Nothing Can Hurt Me

A film about Big Star would have seemed far-fetched even to the band’s staunchest fans 30 years ago. Big Star records were hard to find and even harder to explain when you tried to put your finger on what was so wonderful about them. Was it the crystalline sound of Chris Bell’s and Alex Chilton’s chiming guitars? Was it the glorious groove and clamor of Jody Stephens’ drums? The Southern-teenage, suburban Anglophile way they wrote and sang their songs? Their fans, many of them fellow musicians, spread the word with missionary zeal. For believers, dropping the name Big Star in conversation wasn’t some lame hipster move. It was about sharing a personal discovery.

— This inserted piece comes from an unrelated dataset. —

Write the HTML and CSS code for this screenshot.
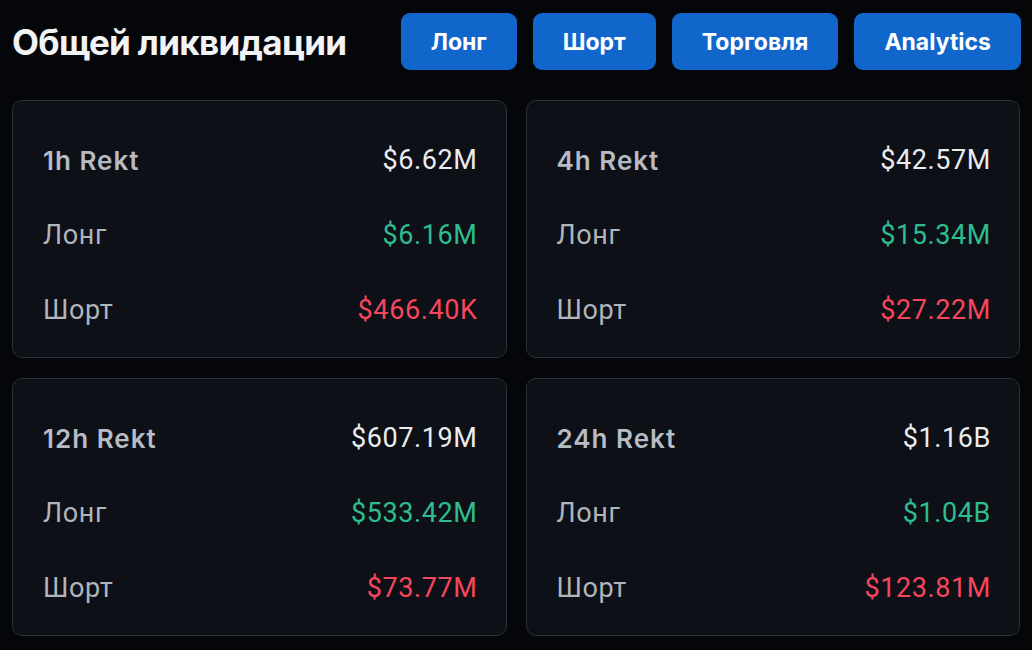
FILE: index.html
```html
<!DOCTYPE html>
<html lang="ru">
<head>
    <meta charset="UTF-8">
    <meta name="viewport" content="width=device-width, initial-scale=1.0">
    <title>Общей ликвидации</title>
    <link rel="stylesheet" href="styles.css">
</head>
<body>
    <div class="header">
        <h1>Общей ликвидации</h1>
        <div class="tabs">
            <button>Лонг</button>
            <button>Шорт</button>
            <button>Торговля</button>
            <button>Analytics</button>
        </div>
    </div>

    <div class="grid">
        <div class="card">
            <div class="row head"><span class="label">1h Rekt</span><span class="value">$6.62M</span></div>
            <div class="row"><span class="label">Лонг</span><span class="value long">$6.16M</span></div>
            <div class="row"><span class="label">Шорт</span><span class="value short">$466.40K</span></div>
        </div>
        <div class="card">
            <div class="row head"><span class="label">4h Rekt</span><span class="value">$42.57M</span></div>
            <div class="row"><span class="label">Лонг</span><span class="value long">$15.34M</span></div>
            <div class="row"><span class="label">Шорт</span><span class="value short">$27.22M</span></div>
        </div>
        <div class="card">
            <div class="row head"><span class="label">12h Rekt</span><span class="value">$607.19M</span></div>
            <div class="row"><span class="label">Лонг</span><span class="value long">$533.42M</span></div>
            <div class="row"><span class="label">Шорт</span><span class="value short">$73.77M</span></div>
        </div>
        <div class="card">
            <div class="row head"><span class="label">24h Rekt</span><span class="value">$1.16B</span></div>
            <div class="row"><span class="label">Лонг</span><span class="value long">$1.04B</span></div>
            <div class="row"><span class="label">Шорт</span><span class="value short">$123.81M</span></div>
        </div>
    </div>
</body>
</html>
```

FILE: styles.css
```css
body {
    margin: 0;
    padding: 13px 11px 14px 12px;
    background: #050609;
    font-family: Inter, 'Noto Sans', sans-serif;
    color: #eaecef;
    box-sizing: border-box;
    height: 650px;
}
.header {
    display: flex;
    align-items: center;
    justify-content: space-between;
    height: 57px;
    margin-bottom: 30px;
}
h1 {
    margin: 0;
    font-size: 35px;
    font-weight: 700;
    letter-spacing: -0.7px;
    color: #f2f3f5;
}
.tabs {
    display: flex;
    gap: 16px;
}
.tabs button {
    height: 57px;
    padding: 0 30px;
    background: #1166cc;
    color: #fff;
    border: none;
    border-radius: 9px;
    font-family: Inter, 'Noto Sans', sans-serif;
    font-size: 23px;
    font-weight: 700;
    cursor: pointer;
}
.grid {
    display: grid;
    grid-template-columns: 1fr 1fr;
    grid-template-rows: 258px 258px;
    gap: 20px 19px;
    margin-right: 1px;
}
.card {
    background: #0d1016;
    border: 1px solid #2b2f37;
    border-radius: 10px;
    padding: 22px 28px 10px 30px;
    display: flex;
    flex-direction: column;
}
.row {
    flex: 1;
    display: flex;
    align-items: center;
    justify-content: space-between;
    font-family: Roboto, 'Noto Sans', sans-serif;
    font-size: 27px;
    letter-spacing: 0.6px;
}
.label { color: #b0b5bd; }
.head .label {
    font-family: Inter, 'Noto Sans', sans-serif;
    font-weight: 600;
    font-size: 26px;
    letter-spacing: 1px;
    color: #b7bcc4;
}
.value { color: #eaecef; }
.value.long { color: #2ebd8f; }
.value.short { color: #f6465d; }
```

My own discovery came at a record store where I was working in the summer of 1978. A copy of the group’s second album, Radio City (1974), ended up in the “play bin” at the store, and I could finally hear what I had been reading about in Creem and Trouser Press. Radio City spoke directly to me like someone from my neighborhood. It was full of retro-pop moments that conjured the Beatles, the Who, the Kinks, the Byrds — all the sounds and styles I couldn’t get enough of, yet seemingly out-of-sync with the times.
I wasn’t alone in my admiration. By the end of the 1990s, there were cover versions of Big Star songs by Cheap Trick, the Bangles and Matthew Sweet. The Replacements’ Paul Westerberg even wrote a hero-worshipping anthem called “Alex Chilton.”
The cult of Big Star overshadowed its initial lack of commercial success, but critical acclaim grew over time and with various reissues and repackagings. After decades of downplaying the band’s legacy, Chilton did an about-face and played some Big Star gigs along with Jody Stephens and members of the Posies.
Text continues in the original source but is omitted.